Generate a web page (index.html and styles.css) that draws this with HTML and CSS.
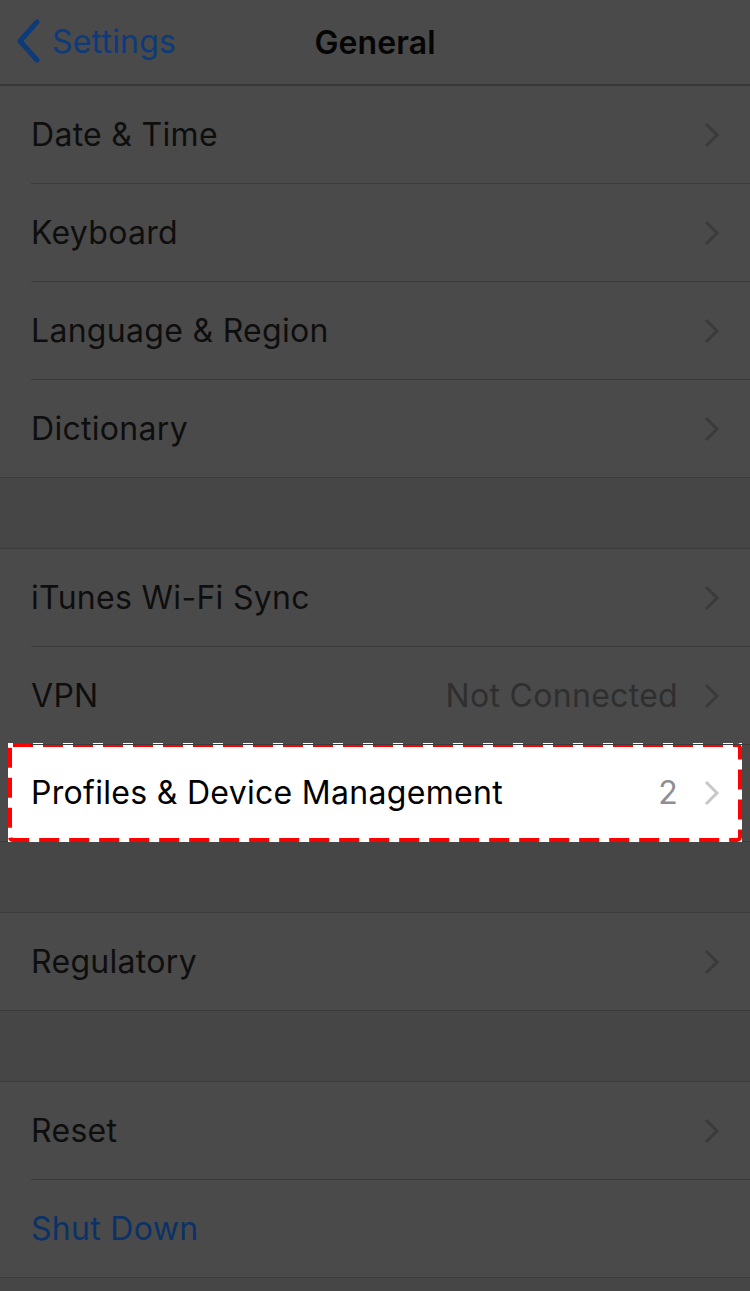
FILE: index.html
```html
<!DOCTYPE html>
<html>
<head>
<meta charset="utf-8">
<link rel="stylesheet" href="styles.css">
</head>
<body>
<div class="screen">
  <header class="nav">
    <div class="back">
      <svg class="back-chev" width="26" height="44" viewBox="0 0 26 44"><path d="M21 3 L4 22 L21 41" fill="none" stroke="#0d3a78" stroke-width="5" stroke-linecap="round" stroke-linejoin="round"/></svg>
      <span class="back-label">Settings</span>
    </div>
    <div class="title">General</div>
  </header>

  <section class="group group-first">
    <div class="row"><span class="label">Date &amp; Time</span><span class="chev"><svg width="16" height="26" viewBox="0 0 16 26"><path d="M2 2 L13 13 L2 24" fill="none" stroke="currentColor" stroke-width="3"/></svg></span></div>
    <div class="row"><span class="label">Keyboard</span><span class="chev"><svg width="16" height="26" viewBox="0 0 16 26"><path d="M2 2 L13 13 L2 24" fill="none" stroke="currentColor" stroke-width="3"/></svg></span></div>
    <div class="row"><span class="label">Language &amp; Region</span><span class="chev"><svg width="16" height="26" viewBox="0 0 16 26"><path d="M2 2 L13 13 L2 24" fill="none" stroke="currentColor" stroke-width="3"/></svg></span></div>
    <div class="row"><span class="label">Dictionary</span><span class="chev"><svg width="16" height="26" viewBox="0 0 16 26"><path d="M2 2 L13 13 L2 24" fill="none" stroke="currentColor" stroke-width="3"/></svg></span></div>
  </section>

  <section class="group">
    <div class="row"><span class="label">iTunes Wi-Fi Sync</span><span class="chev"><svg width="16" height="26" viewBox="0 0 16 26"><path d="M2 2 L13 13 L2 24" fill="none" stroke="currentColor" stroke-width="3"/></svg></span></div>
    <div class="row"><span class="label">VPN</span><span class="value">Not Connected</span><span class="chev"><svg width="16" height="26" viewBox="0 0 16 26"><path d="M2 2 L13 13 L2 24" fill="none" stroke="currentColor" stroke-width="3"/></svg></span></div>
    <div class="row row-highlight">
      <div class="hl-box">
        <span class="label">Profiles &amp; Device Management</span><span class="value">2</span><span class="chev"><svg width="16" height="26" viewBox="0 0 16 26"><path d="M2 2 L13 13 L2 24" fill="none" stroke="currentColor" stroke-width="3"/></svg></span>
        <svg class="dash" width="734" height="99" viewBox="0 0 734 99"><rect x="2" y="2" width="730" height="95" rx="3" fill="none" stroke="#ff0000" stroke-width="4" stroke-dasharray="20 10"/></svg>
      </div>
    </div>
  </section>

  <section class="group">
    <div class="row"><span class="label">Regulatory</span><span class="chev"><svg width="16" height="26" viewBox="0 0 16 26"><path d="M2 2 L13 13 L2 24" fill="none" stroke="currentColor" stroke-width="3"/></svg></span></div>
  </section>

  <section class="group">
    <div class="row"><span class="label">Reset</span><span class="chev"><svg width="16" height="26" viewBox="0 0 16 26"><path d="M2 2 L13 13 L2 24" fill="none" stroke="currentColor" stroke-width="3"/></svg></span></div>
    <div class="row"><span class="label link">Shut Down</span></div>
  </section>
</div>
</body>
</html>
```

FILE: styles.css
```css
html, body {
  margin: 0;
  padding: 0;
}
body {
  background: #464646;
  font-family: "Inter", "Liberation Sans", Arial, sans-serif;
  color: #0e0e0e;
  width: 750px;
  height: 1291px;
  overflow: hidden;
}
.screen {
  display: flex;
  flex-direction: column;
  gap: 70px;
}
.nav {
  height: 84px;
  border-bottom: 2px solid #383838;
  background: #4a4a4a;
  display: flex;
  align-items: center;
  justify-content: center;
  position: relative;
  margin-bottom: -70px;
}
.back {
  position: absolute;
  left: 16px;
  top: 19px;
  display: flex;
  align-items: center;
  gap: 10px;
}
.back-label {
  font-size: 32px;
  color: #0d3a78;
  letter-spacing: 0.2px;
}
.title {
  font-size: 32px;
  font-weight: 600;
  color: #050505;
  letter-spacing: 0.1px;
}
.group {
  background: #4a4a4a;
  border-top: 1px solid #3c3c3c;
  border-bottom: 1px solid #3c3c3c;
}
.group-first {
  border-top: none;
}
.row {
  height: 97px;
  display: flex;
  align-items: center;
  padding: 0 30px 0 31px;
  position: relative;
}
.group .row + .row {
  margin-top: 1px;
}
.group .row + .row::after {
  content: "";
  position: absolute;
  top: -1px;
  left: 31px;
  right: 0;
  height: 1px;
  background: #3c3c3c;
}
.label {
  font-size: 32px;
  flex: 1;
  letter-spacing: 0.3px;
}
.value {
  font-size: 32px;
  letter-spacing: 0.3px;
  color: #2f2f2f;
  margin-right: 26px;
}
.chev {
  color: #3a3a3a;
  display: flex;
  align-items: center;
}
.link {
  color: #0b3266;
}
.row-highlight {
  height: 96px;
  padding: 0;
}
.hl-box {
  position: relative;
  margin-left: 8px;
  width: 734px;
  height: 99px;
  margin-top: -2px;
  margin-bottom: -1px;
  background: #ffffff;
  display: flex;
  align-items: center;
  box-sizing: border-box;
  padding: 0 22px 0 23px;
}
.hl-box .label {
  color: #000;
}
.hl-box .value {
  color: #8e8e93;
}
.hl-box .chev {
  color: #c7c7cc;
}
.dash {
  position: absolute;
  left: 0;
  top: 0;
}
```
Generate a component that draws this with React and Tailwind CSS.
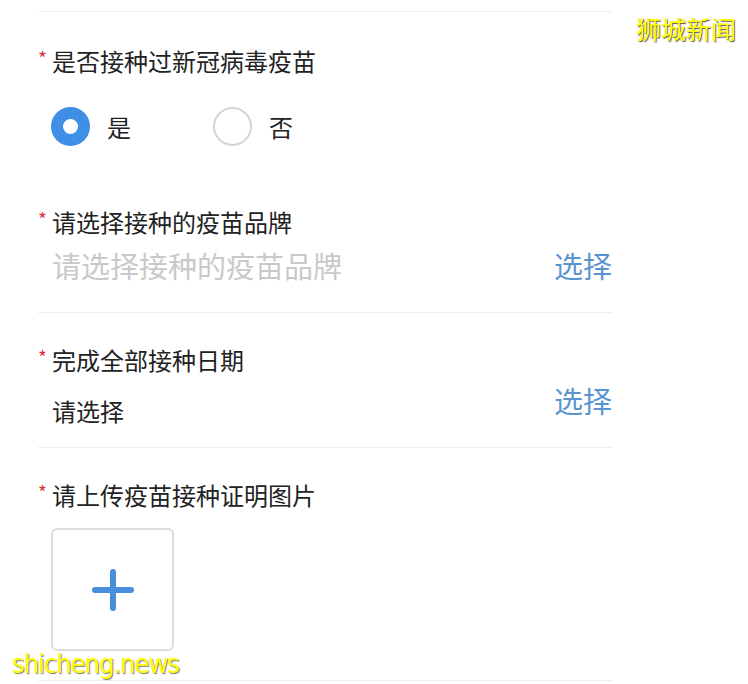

■ Exercise details ■
Every entry should be returned exactly as written, minus the pictures.

■ Solved exercise ■
Generate a web page (index.html and styles.css) that draws this with HTML and CSS.
FILE: index.html
```html
<!DOCTYPE html>
<html>
<head>
<meta charset="utf-8">
<link rel="stylesheet" href="styles.css">
</head>
<body>
<div class="screen">
  <header class="nav">
    <div class="back">
      <svg class="back-chev" width="26" height="44" viewBox="0 0 26 44"><path d="M21 3 L4 22 L21 41" fill="none" stroke="#0d3a78" stroke-width="5" stroke-linecap="round" stroke-linejoin="round"/></svg>
      <span class="back-label">Settings</span>
    </div>
    <div class="title">General</div>
  </header>

  <section class="group group-first">
    <div class="row"><span class="label">Date &amp; Time</span><span class="chev"><svg width="16" height="26" viewBox="0 0 16 26"><path d="M2 2 L13 13 L2 24" fill="none" stroke="currentColor" stroke-width="3"/></svg></span></div>
    <div class="row"><span class="label">Keyboard</span><span class="chev"><svg width="16" height="26" viewBox="0 0 16 26"><path d="M2 2 L13 13 L2 24" fill="none" stroke="currentColor" stroke-width="3"/></svg></span></div>
    <div class="row"><span class="label">Language &amp; Region</span><span class="chev"><svg width="16" height="26" viewBox="0 0 16 26"><path d="M2 2 L13 13 L2 24" fill="none" stroke="currentColor" stroke-width="3"/></svg></span></div>
    <div class="row"><span class="label">Dictionary</span><span class="chev"><svg width="16" height="26" viewBox="0 0 16 26"><path d="M2 2 L13 13 L2 24" fill="none" stroke="currentColor" stroke-width="3"/></svg></span></div>
  </section>

  <section class="group">
    <div class="row"><span class="label">iTunes Wi-Fi Sync</span><span class="chev"><svg width="16" height="26" viewBox="0 0 16 26"><path d="M2 2 L13 13 L2 24" fill="none" stroke="currentColor" stroke-width="3"/></svg></span></div>
    <div class="row"><span class="label">VPN</span><span class="value">Not Connected</span><span class="chev"><svg width="16" height="26" viewBox="0 0 16 26"><path d="M2 2 L13 13 L2 24" fill="none" stroke="currentColor" stroke-width="3"/></svg></span></div>
    <div class="row row-highlight">
      <div class="hl-box">
        <span class="label">Profiles &amp; Device Management</span><span class="value">2</span><span class="chev"><svg width="16" height="26" viewBox="0 0 16 26"><path d="M2 2 L13 13 L2 24" fill="none" stroke="currentColor" stroke-width="3"/></svg></span>
        <svg class="dash" width="734" height="99" viewBox="0 0 734 99"><rect x="2" y="2" width="730" height="95" rx="3" fill="none" stroke="#ff0000" stroke-width="4" stroke-dasharray="20 10"/></svg>
      </div>
    </div>
  </section>

  <section class="group">
    <div class="row"><span class="label">Regulatory</span><span class="chev"><svg width="16" height="26" viewBox="0 0 16 26"><path d="M2 2 L13 13 L2 24" fill="none" stroke="currentColor" stroke-width="3"/></svg></span></div>
  </section>

  <section class="group">
    <div class="row"><span class="label">Reset</span><span class="chev"><svg width="16" height="26" viewBox="0 0 16 26"><path d="M2 2 L13 13 L2 24" fill="none" stroke="currentColor" stroke-width="3"/></svg></span></div>
    <div class="row"><span class="label link">Shut Down</span></div>
  </section>
</div>
</body>
</html>
```

FILE: styles.css
```css
html, body {
  margin: 0;
  padding: 0;
}
body {
  background: #464646;
  font-family: "Inter", "Liberation Sans", Arial, sans-serif;
  color: #0e0e0e;
  width: 750px;
  height: 1291px;
  overflow: hidden;
}
.screen {
  display: flex;
  flex-direction: column;
  gap: 70px;
}
.nav {
  height: 84px;
  border-bottom: 2px solid #383838;
  background: #4a4a4a;
  display: flex;
  align-items: center;
  justify-content: center;
  position: relative;
  margin-bottom: -70px;
}
.back {
  position: absolute;
  left: 16px;
  top: 19px;
  display: flex;
  align-items: center;
  gap: 10px;
}
.back-label {
  font-size: 32px;
  color: #0d3a78;
  letter-spacing: 0.2px;
}
.title {
  font-size: 32px;
  font-weight: 600;
  color: #050505;
  letter-spacing: 0.1px;
}
.group {
  background: #4a4a4a;
  border-top: 1px solid #3c3c3c;
  border-bottom: 1px solid #3c3c3c;
}
.group-first {
  border-top: none;
}
.row {
  height: 97px;
  display: flex;
  align-items: center;
  padding: 0 30px 0 31px;
  position: relative;
}
.group .row + .row {
  margin-top: 1px;
}
.group .row + .row::after {
  content: "";
  position: absolute;
  top: -1px;
  left: 31px;
  right: 0;
  height: 1px;
  background: #3c3c3c;
}
.label {
  font-size: 32px;
  flex: 1;
  letter-spacing: 0.3px;
}
.value {
  font-size: 32px;
  letter-spacing: 0.3px;
  color: #2f2f2f;
  margin-right: 26px;
}
.chev {
  color: #3a3a3a;
  display: flex;
  align-items: center;
}
.link {
  color: #0b3266;
}
.row-highlight {
  height: 96px;
  padding: 0;
}
.hl-box {
  position: relative;
  margin-left: 8px;
  width: 734px;
  height: 99px;
  margin-top: -2px;
  margin-bottom: -1px;
  background: #ffffff;
  display: flex;
  align-items: center;
  box-sizing: border-box;
  padding: 0 22px 0 23px;
}
.hl-box .label {
  color: #000;
}
.hl-box .value {
  color: #8e8e93;
}
.hl-box .chev {
  color: #c7c7cc;
}
.dash {
  position: absolute;
  left: 0;
  top: 0;
}
```
Generate a component that draws this with React and Tailwind CSS.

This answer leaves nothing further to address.